RogerBW's Blog

Cthulhu Eternal WWI 23 September 2023

I've localised another SRD book for Cthulhu Eternal.

This is a set of core rules, lightly tweaked for the WWI period – not a full sourcebook on how to run campaigns there, though with a bit of history knowledge and skill at research you wouldn't be off to a bad start.

How is this different from the standard Jazz Age rules? That was always in my mind, because in terms of the actual real-world things that exist the answer is "not very much"; it's more of a matter of emphasis. As with the WWII book, whenever I write about an actual historical conflict, I want to do it with respect for the real people who really suffered and died – which, to me, means including lots of historical elements, rather than using the war as a backdrop (what I think of as the world-war-land amusement park approach).

So in my introduction I've tried to touch on the points that I consider important: it's a huge war, with huge casualties, both civilian and military; it sees the first significant use of tanks and aircraft in warfare; technology is constantly advancing, and nobody really knows how best to use it. You can talk about the taxis of Paris, but this is largely a horse-drawn and foot-slogging war. Espionage is still seen as "ungentlemanly"; it happens, but on a small scale, and nobody really wants to talk about it.

Which in turn means that the scope for small parties of soldiers or specialists going off and doing Mythosy things is quite limited; this is a war of the infantry battle lines facing each other, arguably the last such war at least at scale, and scenarios should take this into account. There may be small ad-hoc scouting parties; there aren't commando raids.

While it became a cliché that everyone involved in WWII wrote their own book about it, and by the 1950s the market was thoroughly bored with them, the prevailing feeling after WWI was that it was best forgotten as quickly as possible. (And it hasn't been as popular a period to write about later as WWII, with its rich array of 1960s films, its Greatest Generation mythology, and its obvious bad guys.) There aren't many readily-accessible sources to get a feeling of this war the way there are for WWII. I've listed some, of course.

Naturally, there are rules here for war gases, and for trench-related diseases. The Great War is one of the first in which combat stress is noticed and talked about at all, but at least in British and German forces, admitting that you've gone a bit wobbly will often get you shot for cowardice, so the most important part of seeking treatment for mental illness is choosing someone to talk to whom you can trust.

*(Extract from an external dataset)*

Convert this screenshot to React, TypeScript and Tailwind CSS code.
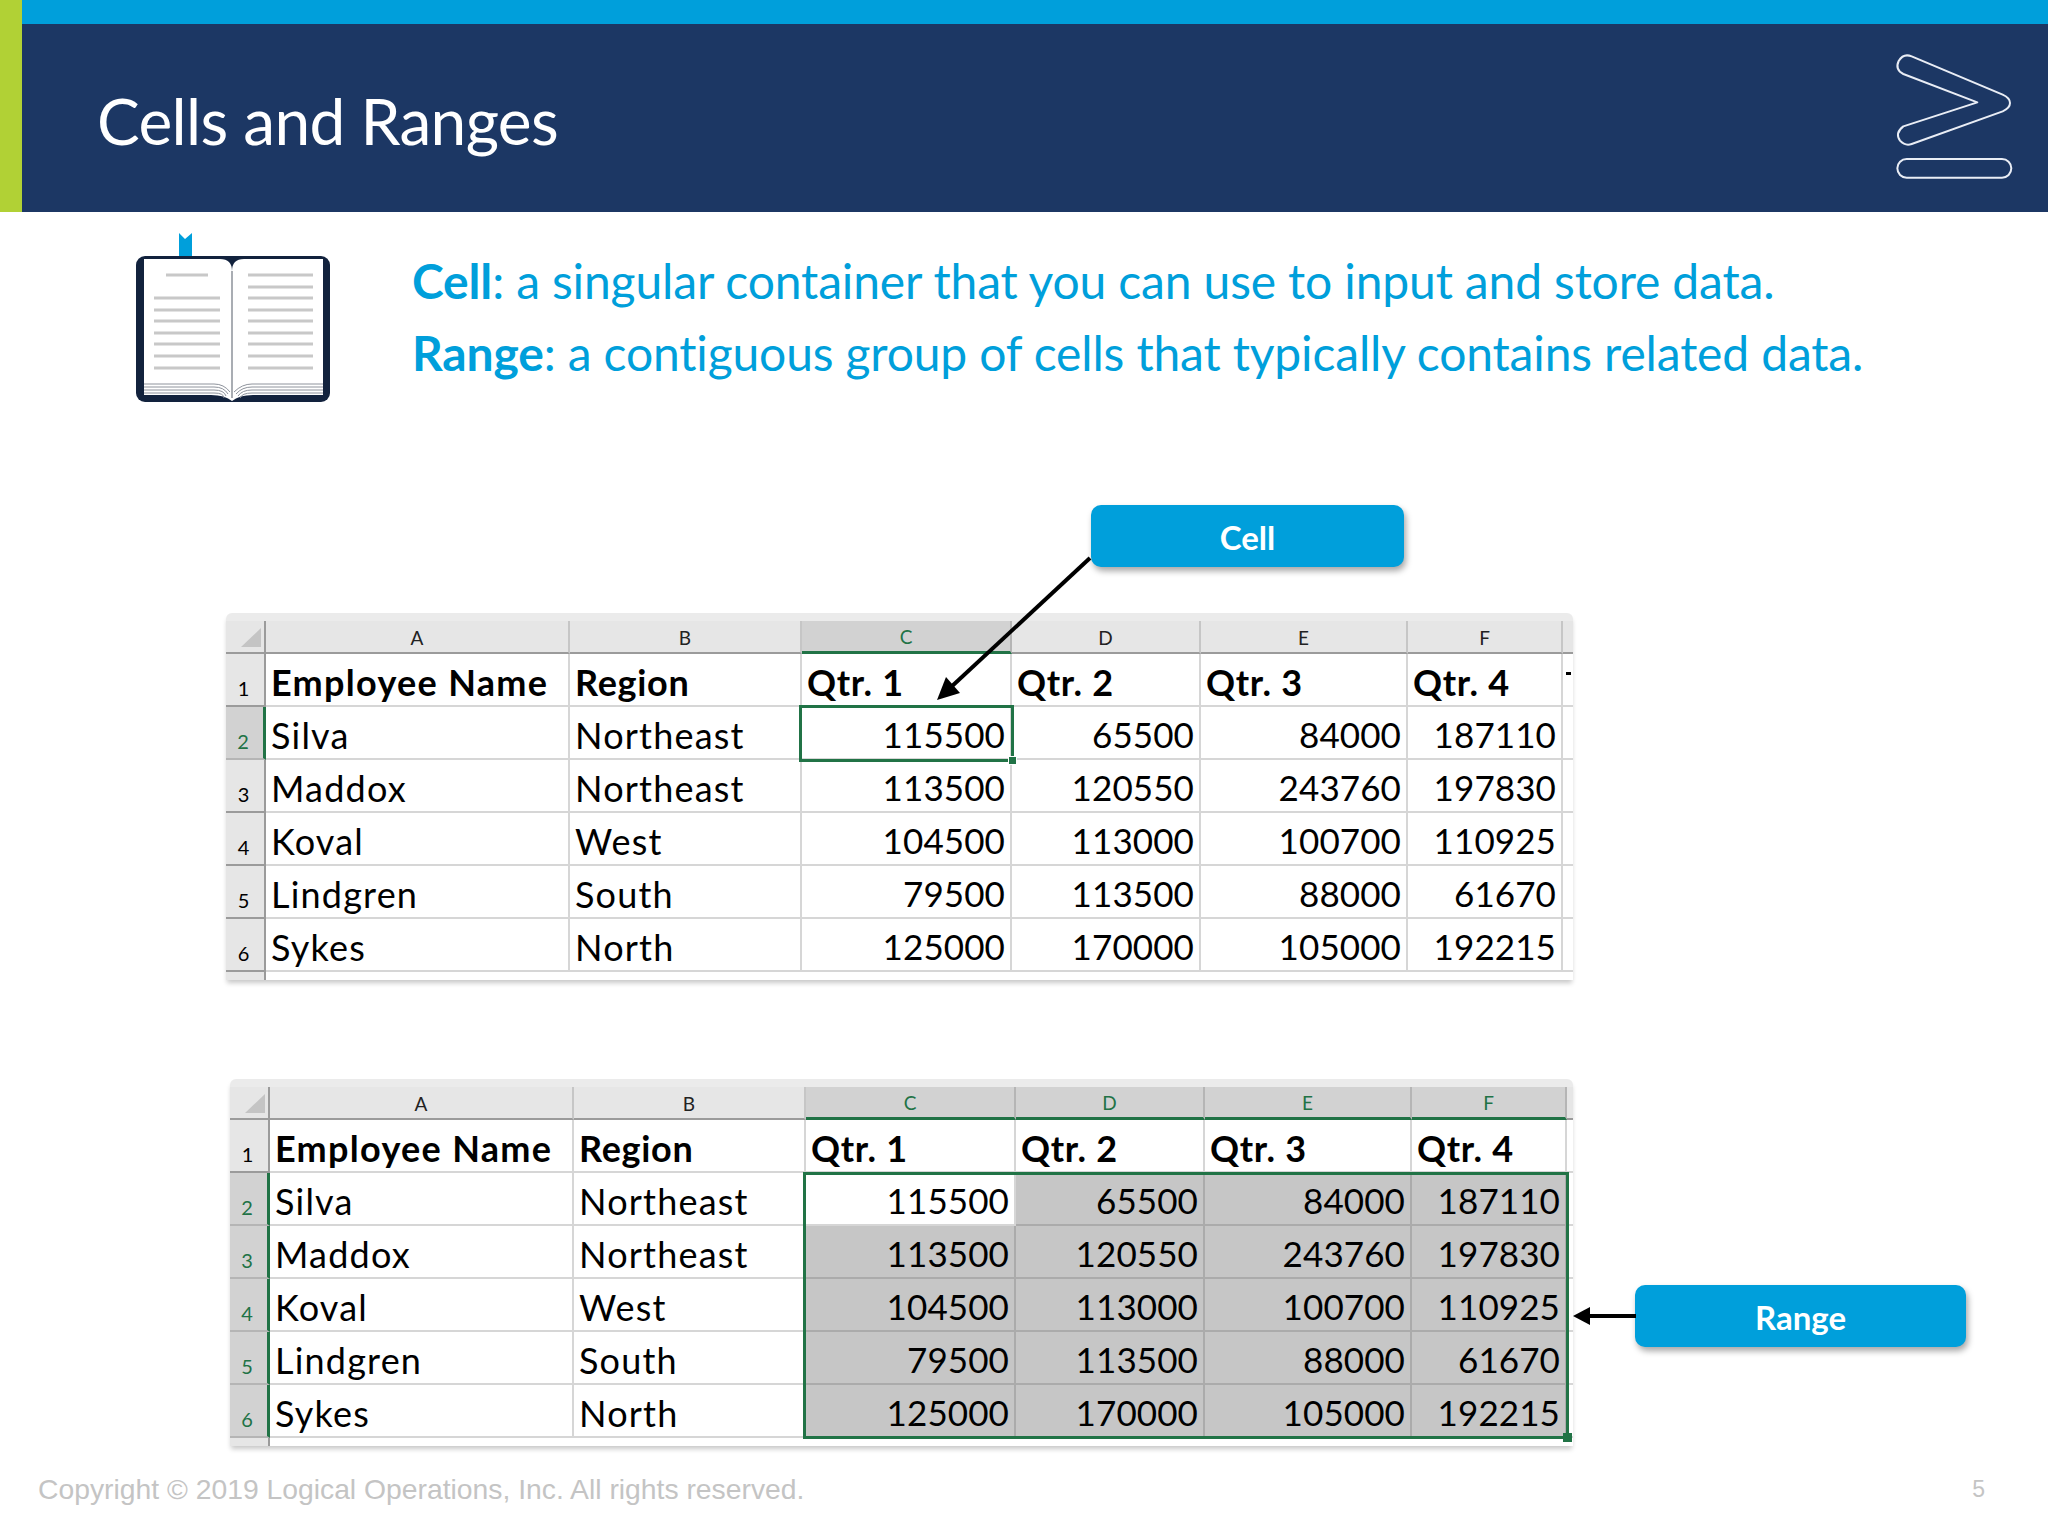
import React from "react";

const rows = [
  ["Silva", "Northeast", "115500", "65500", "84000", "187110"],
  ["Maddox", "Northeast", "113500", "120550", "243760", "197830"],
  ["Koval", "West", "104500", "113000", "100700", "110925"],
  ["Lindgren", "South", "79500", "113500", "88000", "61670"],
  ["Sykes", "North", "125000", "170000", "105000", "192215"],
];
const heads = ["Employee Name", "Region", "Qtr. 1", "Qtr. 2", "Qtr. 3", "Qtr. 4"];
const letters = ["A", "B", "C", "D", "E", "F"];

const BookIcon = () => (
  <svg viewBox="130 230 205 175" className="w-[205px] h-[175px] shrink-0">
    <path d="M179 233l6 6 7-6v28h-13z" fill="#009fdb" />
    <rect x="136" y="256" width="194" height="146" rx="9" fill="#12223d" />
    <path d="M144 259h76q12 0 12 12q0-12 12-12h79v124h-179z" fill="#fff" />
    <path d="M144 383h179v12h-70q-14 0-21 6q-7-6-21-6h-67z" fill="#fff" />
    <path d="M232 271v127" stroke="#a9adb3" strokeWidth="2" />
    {[275, 287, 298, 310, 321, 333, 344, 356, 368].map((y) => (
      <rect key={y} x="248" y={y - 1.5} width="65" height="3" fill="#c8c8c8" />
    ))}
    <rect x="166" y="273.5" width="42" height="3" fill="#c8c8c8" />
    {[298, 310, 321, 333, 344, 356, 368].map((y) => (
      <rect key={y} x="154" y={y - 1.5} width="66" height="3" fill="#c8c8c8" />
    ))}
    {[384, 387, 390, 393].map((y, i) => (
      <g key={y} fill="none" stroke="#8e939c" strokeWidth="1">
        <path d={`M144 ${y}h70q10 0 ${16 - i * 2} ${8 - i}`} />
        <path d={`M323 ${y}h-71q-10 0 ${-18 + i * 2} ${8 - i}`} />
      </g>
    ))}
  </svg>
);

const Logo = () => (
  <svg viewBox="150 150 390 405" className="w-[130px] h-[135px] shrink-0 mb-[3px]" fill="none" stroke="#e9edf5" strokeWidth="6">
    <path d="M215 172L488 287Q510 297 510 312Q510 327 488 337L215 435Q196 442 180 425Q164 402 190 382L412 310L190 225Q164 212 176 186Q190 162 215 172Z" strokeLinejoin="round" />
    <rect x="172" y="480" width="342" height="56" rx="28" />
  </svg>
);

const Sheet = ({ range }: { range?: boolean }) => {
  const colOn = (c: number) => (range ? c >= 2 : c === 2);
  const rowOn = (r: number) => (range ? true : r === 0);
  return (
    <div className={`relative ${range ? "w-[1343px]" : "w-[1347px]"} h-[367px] shrink-0 bg-white rounded-t-[6px] shadow-[0_4px_5px_-1px_rgba(0,0,0,0.22)] font-['Lato',sans-serif] text-black overflow-visible`}>
      <div className="h-[8px] bg-[#ebebeb] rounded-t-[6px]" />
      <div className={`grid ${range ? "grid-cols-[40px_304px_232px_210px_189px_207px_155px_6px]" : "grid-cols-[40px_304px_232px_210px_189px_207px_155px_10px]"} grid-rows-[33px_repeat(5,53px)_53px_8px]`}>
        <div className="bg-[#e6e6e6] border-r-2 border-b-2 border-[#9b9b9b] flex items-end justify-end pr-[3px] pb-[5px]">
          <svg viewBox="0 0 20 19" className="w-[20px] h-[19px]"><path d="M0 19L20 0V19Z" fill="#c4c4c4" /></svg>
        </div>
        {letters.map((l, i) => (
          <div
            key={l}
            className={
              colOn(i)
                ? "bg-[#d2d2d2] border-r-2 border-[#b5b5b5] border-b-[3px] border-b-[#217346] text-[#217346] flex items-center justify-center pt-[3px] text-[19px]"
                : "bg-[#e6e6e6] border-r-2 border-b-2 border-r-[#c6c6c6] border-b-[#9b9b9b] text-[#222] flex items-center justify-center pt-[3px] text-[19px]"
            }
          >
            {l}
          </div>
        ))}
        <div className="bg-[#e6e6e6] border-b-2 border-[#9b9b9b]" />

        <div className="bg-[#e6e6e6] border-r-2 border-b-2 border-[#9b9b9b] flex items-end justify-center pb-[2px] pr-[3px] text-[20px]">1</div>
        {heads.map((h, i) => (
          <div
            key={h}
            className={
              i === 0
                ? "border-r-2 border-b-2 border-[#d6d6d6] pl-[5px] pt-[4px] flex items-center text-[36px] font-bold tracking-[1.3px] whitespace-nowrap"
                : "border-r-2 border-b-2 border-[#d6d6d6] pl-[5px] pt-[4px] flex items-center text-[36px] font-bold tracking-[0.7px] whitespace-nowrap"
            }
          >
            {h}
          </div>
        ))}
        <div className="relative border-b-2 border-[#d6d6d6]">
          {!range && <div className="absolute left-[3px] top-[18px] w-[5px] h-[3px] bg-black" />}
        </div>

        {rows.map((row, r) => (
          <React.Fragment key={row[0]}>
            <div
              className={
                rowOn(r)
                  ? "bg-[#d2d2d2] border-r-[3px] border-r-[#217346] border-b-2 border-b-[#b5b5b5] text-[#217346] flex items-end justify-center pb-[2px] pr-[3px] text-[20px]"
                  : "bg-[#e6e6e6] border-r-2 border-b-2 border-[#9b9b9b] flex items-end justify-center pb-[2px] pr-[3px] text-[20px]"
              }
            >
              {r + 2}
            </div>
            {row.map((v, c) =>
              c < 2 ? (
                <div key={c} className="border-r-2 border-b-2 border-[#d6d6d6] pl-[5px] pt-[4px] flex items-center text-[36px] tracking-[1.2px] whitespace-nowrap">
                  {v}
                </div>
              ) : (
                <div
                  key={c}
                  className={
                    range && !(r === 0 && c === 2)
                      ? "bg-[#c6c6c6] border-r-2 border-b-2 border-[#ababab] pr-[5px] pt-[4px] flex items-center justify-end text-[35px] tracking-[0.1px]"
                      : "border-r-2 border-b-2 border-[#d6d6d6] pr-[5px] pt-[4px] flex items-center justify-end text-[35px] tracking-[0.1px]"
                  }
                >
                  {v}
                </div>
              )
            )}
            <div className="border-b-2 border-[#d6d6d6]" />
          </React.Fragment>
        ))}
        <div className="bg-[#e6e6e6] border-r-2 border-[#9b9b9b]" />
        <div className="col-span-7" />
      </div>
      {range ? (
        <div className="absolute left-[573px] top-[93px] w-[766px] h-[267px] border-[3px] border-[#217346]">
          <div className="absolute right-[-6px] bottom-[-6px] w-[9px] h-[9px] bg-[#217346]" />
        </div>
      ) : (
        <div className="absolute left-[573px] top-[92px] w-[215px] h-[57px] border-[3px] border-[#217346]">
          <div className="absolute right-[-6px] bottom-[-6px] w-[9px] h-[9px] bg-[#217346] border border-white" />
        </div>
      )}
    </div>
  );
};

export default function App() {
  return (
    <div className="relative w-[2048px] h-[1536px] overflow-hidden bg-white font-['Lato',sans-serif]">
      <div className="flex h-[212px]">
        <div className="w-[22px] bg-[#b1d135]" />
        <div className="flex-1 flex flex-col">
          <div className="h-[24px] bg-[#009fdb]" />
          <div className="flex-1 bg-[#1c3764] flex items-center justify-between pl-[75px] pr-[28px]">
            <div className="text-white text-[64px] tracking-[-0.65px] leading-none pt-[6px]">Cells and Ranges</div>
            <Logo />
          </div>
        </div>
      </div>

      <div className="flex mt-[18px] ml-[130px] h-[175px]">
        <BookIcon />
        <div className="ml-[77px] pt-[15px] text-[#009fdb] text-[48px] leading-[72px] tracking-[-0.15px] whitespace-nowrap">
          <div><span className="font-bold">Cell</span>: a singular container that you can use to input and store data.</div>
          <div><span className="font-bold">Range</span>: a contiguous group of cells that typically contains related data.</div>
        </div>
      </div>

      <div className="mt-[100px] ml-[1091px] w-[313px] h-[62px] pt-[3px] rounded-[10px] bg-[#009fdb] shadow-[2px_4px_6px_rgba(0,0,0,0.35)] flex items-center justify-center text-white text-[33px] font-bold">
        Cell
      </div>

      <div className="mt-[46px] ml-[226px]">
        <Sheet />
      </div>

      <div className="mt-[99px] ml-[230px] flex items-start">
        <Sheet range />
        <div className="ml-[62px] mt-[206px] w-[331px] h-[62px] pt-[3px] rounded-[10px] bg-[#009fdb] shadow-[2px_4px_6px_rgba(0,0,0,0.35)] flex items-center justify-center text-white text-[33px] font-bold">
          Range
        </div>
      </div>

      <div className="mt-[22px] pl-[38px] pr-[63px] flex justify-between items-center font-['Liberation_Sans',sans-serif] text-[#c4c4c4]">
        <span className="text-[28.3px]">Copyright © 2019 Logical Operations, Inc. All rights reserved.</span>
        <span className="text-[23px]">5</span>
      </div>

      <svg viewBox="0 0 170 160" className="absolute left-[930px] top-[550px] w-[170px] h-[160px]">
        <line x1="160" y1="8" x2="20" y2="138" stroke="#000" strokeWidth="4" />
        <path d="M7 150L16 127L30 143Z" fill="#000" />
      </svg>
      <svg viewBox="0 0 70 24" className="absolute left-[1570px] top-[1304px] w-[70px] h-[24px]">
        <line x1="66" y1="12" x2="18" y2="12" stroke="#000" strokeWidth="4" />
        <path d="M3 12L20 3V21Z" fill="#000" />
      </svg>
    </div>
  );
}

The WWI SRD is available (pay what you like) from DriveThruRPG.

See also:
Cthulhu Eternal WWII


  1. Posted by David Pulver at 01:09am on 25 September 2023

    Sounds cool.

    You can go mad from confrontation with cosmic horror, with a high chance of horrible death. You can go mad from shell shock and PSTD in the hell of the trenches, with a high chance of horrible death. Why not do both simultaneously and get it over with?